油絵は時が経過すると画面が黄ばんでくる事がある。これは油絵具に含まれる油分が黄化をもたらす。少なからず油分は必ず黄化するので完全には防げないが、

これを極力防ぐには、

・暗所に置かない
部屋の日陰程度の暗所なら日陰と言っても周囲からの反射で光は少なからず入ってくるので問題は無いが、最もまずいのは窓も灯も無い密室や蓋を閉じた箱の中等の光が全く差し込まない様な場所に置く事で黄変は急激に進む。黄変を防ぐには直射日光の当たらない(長時間陽に当てると褪色するので)適度に光が差し込む場所で保管する事が肝要である。
もしやむを得ず暗所に保管してしまい黄変してしまったら再び陽の当たる場所に置くと徐々に完全にでは無いしろ元に戻っていく。その場合は短時間であるならば直射日光に晒す事も良い。

もう一つ考えられる黄変の要因を防ぐには、

・黄変度の強い油を使用しない
油絵具に使用される油すなわち乾性油には使用される原材料が数種類有り、その中の亜麻仁油(リンシードオイル)は乾燥は速く堅牢性も高いが最も黄変する度合いが高い。
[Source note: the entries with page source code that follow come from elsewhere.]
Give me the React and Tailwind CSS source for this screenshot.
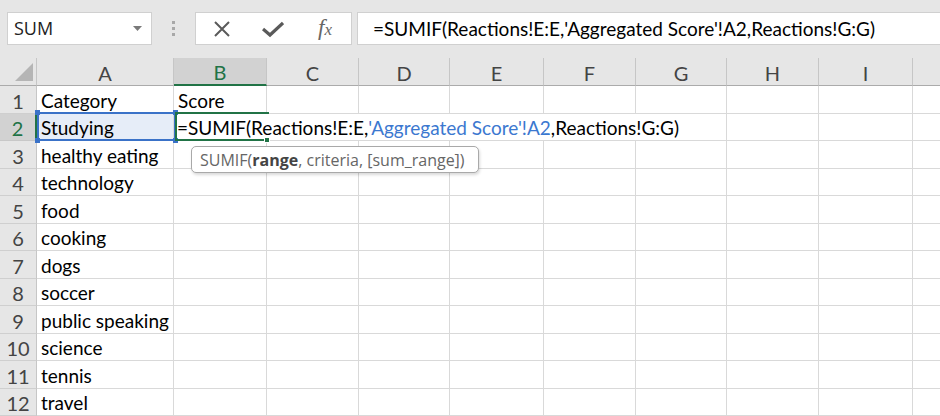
import React from "react";

const COLS = [
  { k: "A", w: 138 },
  { k: "B", w: 93 },
  { k: "C", w: 92 },
  { k: "D", w: 91 },
  { k: "E", w: 94 },
  { k: "F", w: 92 },
  { k: "G", w: 91 },
  { k: "H", w: 92 },
  { k: "I", w: 94 },
  { k: "", w: 60 },
];

const DATA = [
  "Category",
  "Studying",
  "healthy eating",
  "technology",
  "food",
  "cooking",
  "dogs",
  "soccer",
  "public speaking",
  "science",
  "tennis",
  "travel",
];

const cellFont = { fontFamily: "Lato, 'Open Sans', sans-serif" };

function Formula({ blue }) {
  return (
    <>
      =SUMIF(Reactions!E:E,
      <span className={blue ? "text-[#3b78d0]" : ""}>'Aggregated Score'!A2</span>
      ,Reactions!G:G)
    </>
  );
}

function Row({ n }) {
  const selRow = n === 2;
  return (
    <div className="flex h-[27.5px] shrink-0" style={cellFont}>
      <div
        className={
          "w-[37px] shrink-0 flex items-center justify-center pt-[3px] border-b text-[20px] " +
          (selRow
            ? "bg-[#d2d2d2] text-[#217346] border-b-[#c8c8c8] border-r-2 border-r-[#217346]"
            : "bg-[#e6e6e6] text-[#444] border-b-[#cfcfcf] border-r border-r-[#c6c6c6]")
        }
      >
        {n}
      </div>
      {n === 2 ? (
        <>
          <div className="w-[137px] shrink-0 flex items-center pl-[4px] pt-[3px] border-r border-b border-[#d9d9d9] bg-[#e6edf8] text-[19px] text-black">
            {DATA[1]}
          </div>
          <div className="w-[553px] shrink-0 flex items-center pl-[3px] pt-[3px] border-r border-b border-[#d9d9d9] text-[19px] text-black whitespace-nowrap">
            <Formula blue />
          </div>
          {COLS.slice(7).map((c) => (
            <div
              key={c.k + "x"}
              className="shrink-0 border-r border-b border-[#d9d9d9]"
              style={{ width: c.w }}
            />
          ))}
        </>
      ) : (
        COLS.map((c, i) => (
          <div
            key={c.k + i}
            className="shrink-0 flex items-center pl-[4px] pt-[3px] border-r border-b border-[#d9d9d9] text-[19px] text-black whitespace-nowrap overflow-visible"
            style={{ width: i === 0 ? c.w - 1 : c.w }}
          >
            {i === 0 ? DATA[n - 1] : i === 1 && n === 1 ? "Score" : ""}
          </div>
        ))
      )}
    </div>
  );
}

export default function App() {
  return (
    <div className="w-[940px] h-[416px] overflow-hidden bg-white flex flex-col">
      {/* formula bar */}
      <div className="h-[58px] shrink-0 bg-[#e6e6e6] flex items-start pt-[12px] pl-[7px]">
        <div
          className="w-[145px] h-[33px] bg-white border border-[#d0d0d0] flex items-center justify-between pl-[6px] pr-[9px] text-[18px] text-[#222]"
          style={{ fontFamily: "'Open Sans', sans-serif" }}
        >
          <span>SUM</span>
          <svg width="9" height="5" viewBox="0 0 9 5">
            <path d="M0 0 L9 0 L4.5 5 Z" fill="#7a7a7a" />
          </svg>
        </div>
        <div className="w-[43px] h-[33px] flex flex-col items-center justify-center gap-[3px]">
          <div className="w-[3px] h-[3px] bg-[#a8a8a8]" />
          <div className="w-[3px] h-[3px] bg-[#a8a8a8]" />
          <div className="w-[3px] h-[3px] bg-[#a8a8a8]" />
        </div>
        <div className="w-[157px] h-[33px] bg-white border border-[#d0d0d0] flex items-center">
          <div className="w-[50px] flex justify-center pl-[2px]">
            <svg width="18" height="18" viewBox="0 0 18 18">
              <path d="M2 2 L16 16 M16 2 L2 16" stroke="#5a5a5a" strokeWidth="2" />
            </svg>
          </div>
          <div className="w-[54px] flex justify-center">
            <svg width="22" height="18" viewBox="0 0 22 18">
              <path d="M1 9 L8 15 L21 3" stroke="#5a5a5a" strokeWidth="3.2" fill="none" strokeLinejoin="miter" />
            </svg>
          </div>
          <div
            className="w-[50px] flex justify-center items-baseline text-[23px] italic text-[#666]"
            style={{ fontFamily: "'Liberation Serif', serif" }}
          >
            f<span className="text-[17px]">x</span>
          </div>
        </div>
        <div
          className="ml-[5px] flex-1 h-[33px] bg-white border border-[#d0d0d0] border-r-0 flex items-center pl-[15px] pt-[2px] text-[19px] text-black whitespace-nowrap"
          style={cellFont}
        >
          <Formula />
        </div>
      </div>

      {/* grid */}
      <div className="relative flex-1 flex flex-col">
        {/* header row */}
        <div className="flex h-[28px] shrink-0 bg-[#e6e6e6]" style={cellFont}>
          <div className="w-[37px] shrink-0 relative border-r border-b border-r-[#c6c6c6] border-b-[#ababab]">
            <svg className="absolute left-[15px] top-[5px]" width="18" height="18" viewBox="0 0 18 18">
              <path d="M18 0 L18 18 L0 18 Z" fill="#b5b5b5" />
            </svg>
          </div>
          {COLS.map((c, i) => (
            <div
              key={c.k + i}
              className={
                "shrink-0 flex items-center justify-center pt-[2px] text-[20px] border-r border-r-[#c6c6c6] " +
                (c.k === "B"
                  ? "bg-[#d2d2d2] text-[#217346] border-b-2 border-b-[#217346]"
                  : "text-[#444] border-b border-b-[#ababab]")
              }
              style={{ width: i === 0 ? c.w - 1 : c.w }}
            >
              {c.k}
            </div>
          ))}
        </div>
        {DATA.map((_, i) => (
          <Row key={i} n={i + 1} />
        ))}

        {/* blue reference range on A2 */}
        <div className="absolute left-[37px] top-[54px] w-[139px] h-[29px] border-2 border-[#3a72c8]" />
        <div className="absolute left-[35px] top-[52px] w-[5px] h-[5px] bg-[#3a72c8]" />
        <div className="absolute left-[173px] top-[52px] w-[5px] h-[5px] bg-[#3a72c8]" />
        <div className="absolute left-[35px] top-[80px] w-[5px] h-[5px] bg-[#3a72c8]" />
        <div className="absolute left-[173px] top-[80px] w-[5px] h-[5px] bg-[#3a72c8]" />

        {/* active cell B2 */}
        <div className="absolute left-[175px] top-[54px] w-[94px] h-[2px] bg-[#217346]" />
        <div className="absolute left-[175px] top-[54px] w-[2px] h-[29px] bg-[#217346]" />
        <div className="absolute left-[175px] top-[81px] w-[90px] h-[2px] bg-[#217346]" />
        <div className="absolute left-[264px] top-[79px] w-[6px] h-[6px] bg-[#217346] border border-white" />

        {/* tooltip */}
        <div
          className="absolute left-[191px] top-[88px] h-[27px] w-[288px] bg-white border border-[#a9a9a9] rounded-[5px] shadow-[1px_2px_3px_rgba(0,0,0,0.15)] flex items-center pl-[8px] text-[16px] text-[#666] whitespace-nowrap"
          style={{ fontFamily: "'Open Sans', sans-serif" }}
        >
          SUMIF(<span className="font-bold text-[#444]">range</span>, criteria, [sum_range])
        </div>
      </div>
    </div>
  );
}
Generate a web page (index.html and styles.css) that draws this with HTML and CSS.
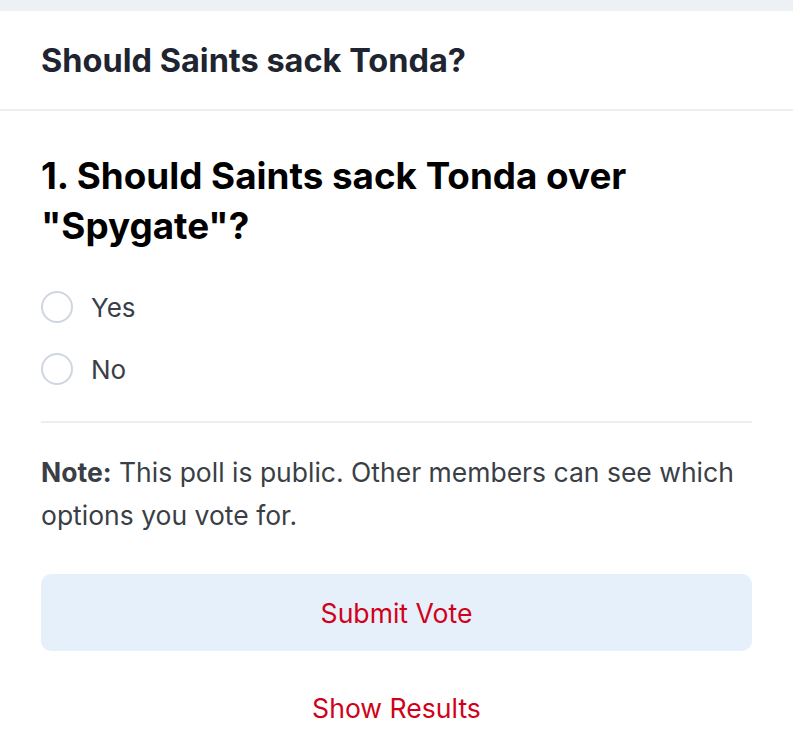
FILE: index.html
```html
<!DOCTYPE html>
<html lang="en">
<head>
    <meta charset="UTF-8">
    <meta name="viewport" content="width=device-width, initial-scale=1.0">
    <title>Should Saints sack Tonda?</title>
    <link rel="stylesheet" href="styles.css">
</head>
<body>

    <div class="poll">
        <div class="poll-header">
            <h1>Should Saints sack Tonda?</h1>
        </div>

        <div class="poll-body">
            <h2>1. Should Saints sack Tonda over "Spygate"?</h2>

            <div class="options">
                <label class="option">
                    <span class="radio"></span>
                    <span>Yes</span>
                </label>
                <label class="option">
                    <span class="radio"></span>
                    <span>No</span>
                </label>
            </div>

            <p class="note"><strong>Note:</strong> This poll is public. Other members can see which options you vote for.</p>

            <button class="submit">Submit Vote</button>
            <button class="results">Show Results</button>
        </div>
    </div>

</body>
</html>
```

FILE: styles.css
```css
body {
    font-family: 'Inter', 'Roboto', sans-serif;
    background-color: #edf0f5;
    color: #1e2430;
    margin: 0;
    padding: 11px 0 0;
}
.poll {
    background-color: #fff;
    min-height: 739px;
}
.poll-header {
    height: 98px;
    display: flex;
    align-items: center;
    padding: 0 41px;
    border-bottom: 2px solid #eceef1;
}
h1 {
    font-size: 32.5px;
    font-weight: 700;
    margin: 0;
}
.poll-body {
    padding: 0 41px;
}
h2 {
    font-size: 36.8px;
    font-weight: 700;
    line-height: 50px;
    color: #000;
    margin: 40px 0 0;
}
.options {
    display: flex;
    flex-direction: column;
    gap: 30px;
    padding: 40px 0 36px;
    border-bottom: 2px solid #eceef1;
}
.option {
    display: flex;
    align-items: center;
    gap: 18px;
    font-size: 26px;
    color: #3a3f47;
}
.radio {
    width: 28px;
    height: 28px;
    border: 2px solid #cfd6e0;
    border-radius: 50%;
}
.note {
    font-size: 26.5px;
    line-height: 43px;
    color: #3a3f47;
    margin: 28px 0 37px;
}
.note strong {
    color: #3a3f47;
}
button {
    display: block;
    width: 100%;
    font-family: inherit;
    font-size: 26.6px;
    color: #d0021b;
    border: none;
    cursor: pointer;
}
.submit {
    height: 77px;
    background-color: #e6f0fa;
    border-radius: 10px;
}
.results {
    height: 60px;
    margin-top: 27px;
    background: none;
}
```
なのでリンシードオイルは上塗りには使用せず下塗りや黄変の影響の少ない暗い色または合わせて乾燥の極めて遅い色に混ぜて使用すると良い。そして乾燥は遅いが元の油の色が薄く黄変度合いの少ないケシ油(ポピーオイル)や黄変が進みづらい加熱重合油(スタンドオイル、サンシックンドオイル)を使用すると良い。スタンドオイルが最も黄変が少ない。
そしてもちろん濃い色の乾性油を使用すると黄変とは関係なくその油の色が影響し黄色っぽく又は茶色っぽくはなる。
必ず乾性油は少なからず黄化するのと元の油の色で必然的に多少は黄色っぽくはなるので、使う油の量を絵具の耐久性を失わない程度に抑える事でも黄変を減らす事が出来る、逆を言えば油を使い過ぎない事も大切である。

例外として顔料自体が黄化の性質を持つ色の絵具もある。シルバーホワイトの鉛白は顔料(+油)それ自体で黄変する性質を持つ。特に暗所では殊更に。なので暖かみのある白色として使うか下塗りに使用するのが良い。